Restate the data word for word and leave the images out.

[Provided material start]

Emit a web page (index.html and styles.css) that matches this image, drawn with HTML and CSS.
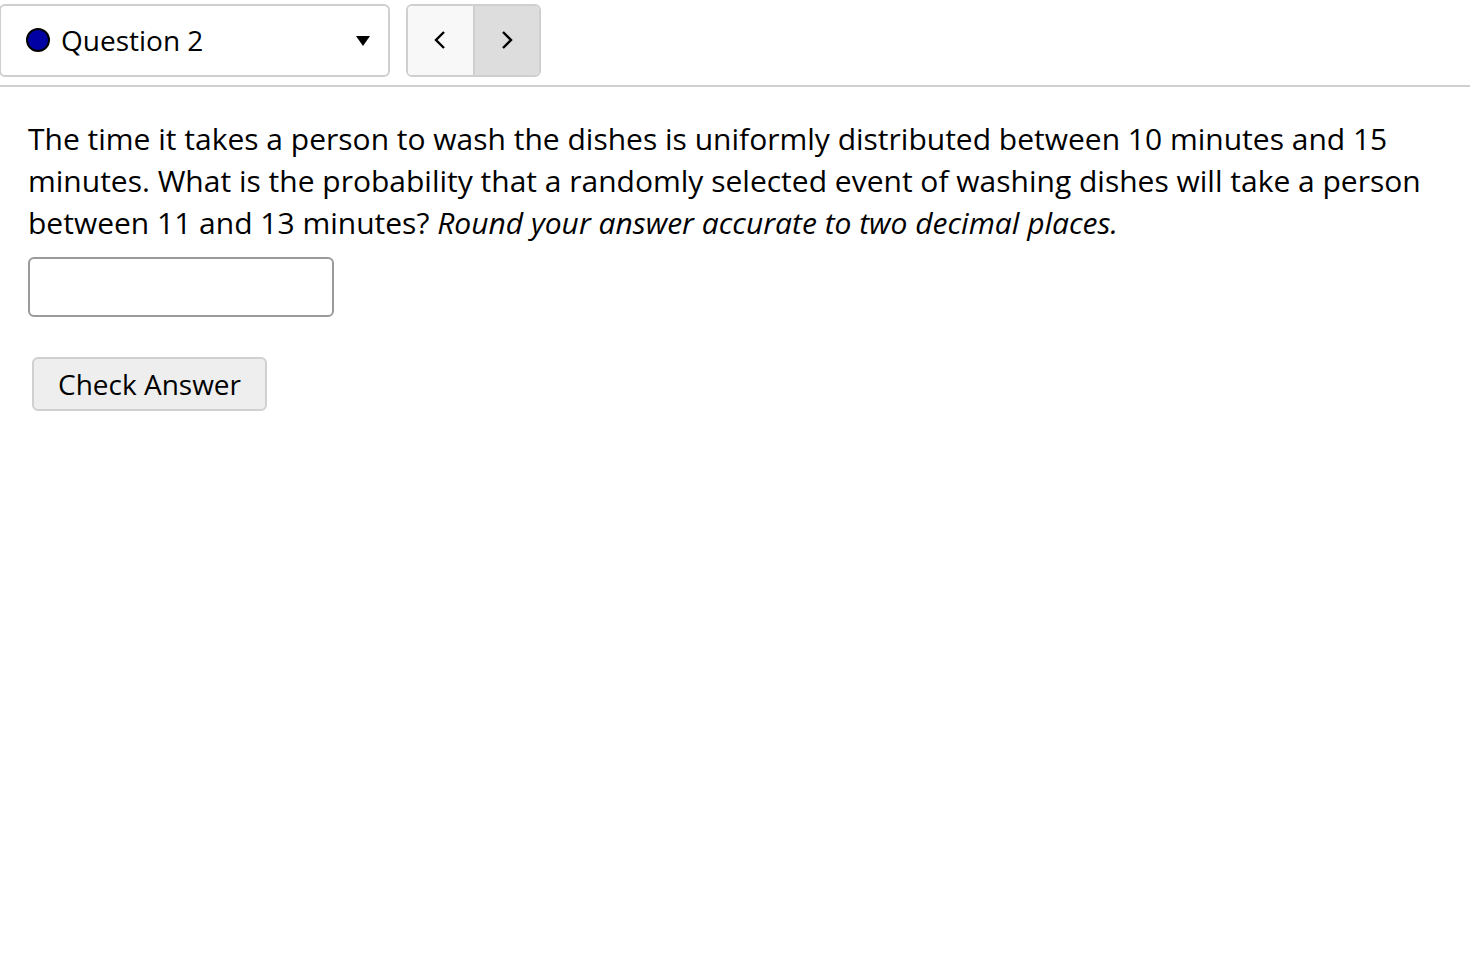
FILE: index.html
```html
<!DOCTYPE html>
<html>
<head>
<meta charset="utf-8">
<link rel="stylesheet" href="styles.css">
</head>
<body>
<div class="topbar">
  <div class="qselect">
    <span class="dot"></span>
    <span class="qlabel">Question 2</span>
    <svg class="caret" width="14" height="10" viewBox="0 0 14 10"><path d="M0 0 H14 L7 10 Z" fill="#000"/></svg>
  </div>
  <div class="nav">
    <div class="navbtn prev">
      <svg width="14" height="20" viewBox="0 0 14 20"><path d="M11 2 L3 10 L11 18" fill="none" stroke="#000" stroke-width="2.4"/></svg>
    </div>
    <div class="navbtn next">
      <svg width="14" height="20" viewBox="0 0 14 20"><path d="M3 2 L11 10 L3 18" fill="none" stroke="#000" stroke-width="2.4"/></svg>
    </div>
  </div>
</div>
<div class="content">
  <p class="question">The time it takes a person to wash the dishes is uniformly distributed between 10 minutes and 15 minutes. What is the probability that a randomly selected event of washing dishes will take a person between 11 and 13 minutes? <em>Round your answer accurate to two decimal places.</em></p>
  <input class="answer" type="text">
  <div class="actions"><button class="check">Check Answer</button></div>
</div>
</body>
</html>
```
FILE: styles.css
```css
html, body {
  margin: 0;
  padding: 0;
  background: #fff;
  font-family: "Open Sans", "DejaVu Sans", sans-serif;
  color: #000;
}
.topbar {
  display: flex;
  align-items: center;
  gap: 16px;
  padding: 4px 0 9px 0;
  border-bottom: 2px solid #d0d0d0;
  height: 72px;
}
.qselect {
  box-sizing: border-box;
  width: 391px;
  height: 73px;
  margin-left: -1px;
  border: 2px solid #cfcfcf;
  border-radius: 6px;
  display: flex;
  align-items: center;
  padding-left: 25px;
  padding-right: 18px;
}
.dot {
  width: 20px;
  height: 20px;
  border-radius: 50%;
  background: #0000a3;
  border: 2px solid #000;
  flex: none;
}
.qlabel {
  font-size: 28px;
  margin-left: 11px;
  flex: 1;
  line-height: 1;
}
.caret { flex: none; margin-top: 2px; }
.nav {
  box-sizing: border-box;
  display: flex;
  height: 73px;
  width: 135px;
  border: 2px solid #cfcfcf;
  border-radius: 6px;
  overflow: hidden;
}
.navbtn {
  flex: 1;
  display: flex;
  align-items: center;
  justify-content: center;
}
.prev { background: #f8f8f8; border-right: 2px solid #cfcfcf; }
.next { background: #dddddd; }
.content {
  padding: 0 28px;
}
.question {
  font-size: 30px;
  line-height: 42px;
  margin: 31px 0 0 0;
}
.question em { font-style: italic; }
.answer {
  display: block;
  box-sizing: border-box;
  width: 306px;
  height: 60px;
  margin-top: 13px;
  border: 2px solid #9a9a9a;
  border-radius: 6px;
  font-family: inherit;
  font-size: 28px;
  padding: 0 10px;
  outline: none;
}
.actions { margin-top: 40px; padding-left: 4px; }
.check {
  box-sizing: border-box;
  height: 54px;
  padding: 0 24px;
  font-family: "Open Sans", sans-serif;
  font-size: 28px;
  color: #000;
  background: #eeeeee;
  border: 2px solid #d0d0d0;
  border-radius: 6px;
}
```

[Provided material end]

Written answer:
Emit a web page (index.html and styles.css) that matches this image, drawn with HTML and CSS.
FILE: index.html
```html
<!DOCTYPE html>
<html>
<head>
<meta charset="utf-8">
<link rel="stylesheet" href="styles.css">
</head>
<body>
<div class="topbar">
  <div class="qselect">
    <span class="dot"></span>
    <span class="qlabel">Question 2</span>
    <svg class="caret" width="14" height="10" viewBox="0 0 14 10"><path d="M0 0 H14 L7 10 Z" fill="#000"/></svg>
  </div>
  <div class="nav">
    <div class="navbtn prev">
      <svg width="14" height="20" viewBox="0 0 14 20"><path d="M11 2 L3 10 L11 18" fill="none" stroke="#000" stroke-width="2.4"/></svg>
    </div>
    <div class="navbtn next">
      <svg width="14" height="20" viewBox="0 0 14 20"><path d="M3 2 L11 10 L3 18" fill="none" stroke="#000" stroke-width="2.4"/></svg>
    </div>
  </div>
</div>
<div class="content">
  <p class="question">The time it takes a person to wash the dishes is uniformly distributed between 10 minutes and 15 minutes. What is the probability that a randomly selected event of washing dishes will take a person between 11 and 13 minutes? <em>Round your answer accurate to two decimal places.</em></p>
  <input class="answer" type="text">
  <div class="actions"><button class="check">Check Answer</button></div>
</div>
</body>
</html>
```
FILE: styles.css
```css
html, body {
  margin: 0;
  padding: 0;
  background: #fff;
  font-family: "Open Sans", "DejaVu Sans", sans-serif;
  color: #000;
}
.topbar {
  display: flex;
  align-items: center;
  gap: 16px;
  padding: 4px 0 9px 0;
  border-bottom: 2px solid #d0d0d0;
  height: 72px;
}
.qselect {
  box-sizing: border-box;
  width: 391px;
  height: 73px;
  margin-left: -1px;
  border: 2px solid #cfcfcf;
  border-radius: 6px;
  display: flex;
  align-items: center;
  padding-left: 25px;
  padding-right: 18px;
}
.dot {
  width: 20px;
  height: 20px;
  border-radius: 50%;
  background: #0000a3;
  border: 2px solid #000;
  flex: none;
}
.qlabel {
  font-size: 28px;
  margin-left: 11px;
  flex: 1;
  line-height: 1;
}
.caret { flex: none; margin-top: 2px; }
.nav {
  box-sizing: border-box;
  display: flex;
  height: 73px;
  width: 135px;
  border: 2px solid #cfcfcf;
  border-radius: 6px;
  overflow: hidden;
}
.navbtn {
  flex: 1;
  display: flex;
  align-items: center;
  justify-content: center;
}
.prev { background: #f8f8f8; border-right: 2px solid #cfcfcf; }
.next { background: #dddddd; }
.content {
  padding: 0 28px;
}
.question {
  font-size: 30px;
  line-height: 42px;
  margin: 31px 0 0 0;
}
.question em { font-style: italic; }
.answer {
  display: block;
  box-sizing: border-box;
  width: 306px;
  height: 60px;
  margin-top: 13px;
  border: 2px solid #9a9a9a;
  border-radius: 6px;
  font-family: inherit;
  font-size: 28px;
  padding: 0 10px;
  outline: none;
}
.actions { margin-top: 40px; padding-left: 4px; }
.check {
  box-sizing: border-box;
  height: 54px;
  padding: 0 24px;
  font-family: "Open Sans", sans-serif;
  font-size: 28px;
  color: #000;
  background: #eeeeee;
  border: 2px solid #d0d0d0;
  border-radius: 6px;
}
```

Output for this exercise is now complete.